DD never had any of these problems. Amazing fine motor (stringing beads at age three) If professionals are now talking about children eventually "losing" labels then that is good as I find some parents have a tendency to "accept" a diagnosis and not aim very high after that or lose themselves in the world of the handicapped.
We were told dd had a lifelong impairment and that no matter how good she looked or developed; she would always be behind or that if she appeared to catch up; the gap would eventually widen. (cheers eh?) If that happened to us; then is must happen to others. It is good that your son was identified by people who were more flexible. I did have a typical son who had really poor motor skills and trouble grasping a pencil; he's now training as a chef and hasn't lost any fingers yet so there's hope for Brad. LOL!

Laura said...

pslocali - thanks, and best to you and yours. I will check it out.

patience - Well the person we brought Brad to for a second opinion (August 2008) spent the time to observe him and provided me with a nuanced understanding of his profile. His first opinion (January 2008) was just PDD-NOS, sign him up for 25 hours of services (ABA or other) per week or risk him never developing speech.

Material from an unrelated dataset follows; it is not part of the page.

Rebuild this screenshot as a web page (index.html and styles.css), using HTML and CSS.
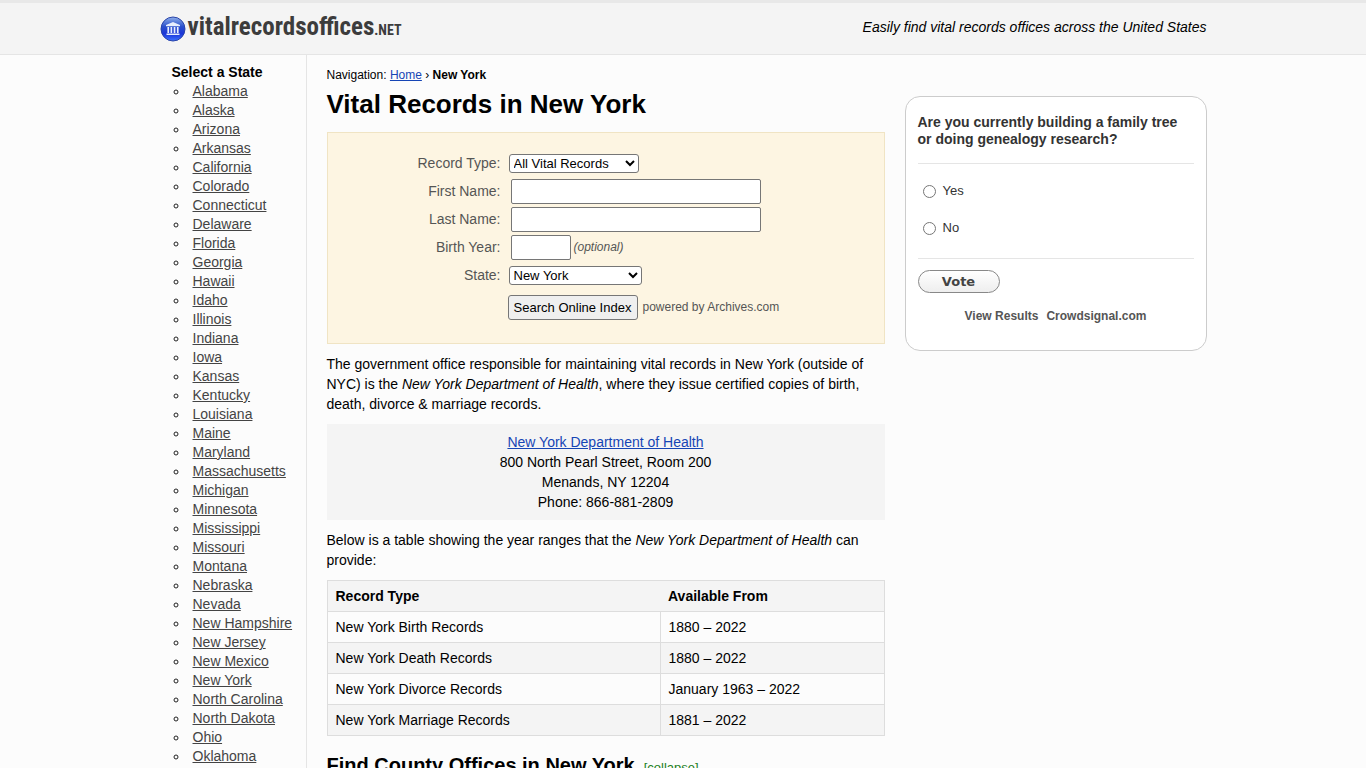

So while I eventually found a good doc, I've also shared the experience of having a generic dx coupled with alarmist speculation about development. And I agree that a pathology can develop whereby the child can become underestimated.

Anonymous said...

Again, you have totally enlightened me. I think Rhema early on demonstrated some of these symptoms... in fact a dr. thought she might have CP when she was 15 mos. old. She also drooled like CRAZY. But then, almost overnight, she developed great gross motor skills and coordination.

Laura said...

Interesting. Little puzzles, aren't they. I belong to a dyspraxia group, and a lot of the members have children with both dyspraxia and CP.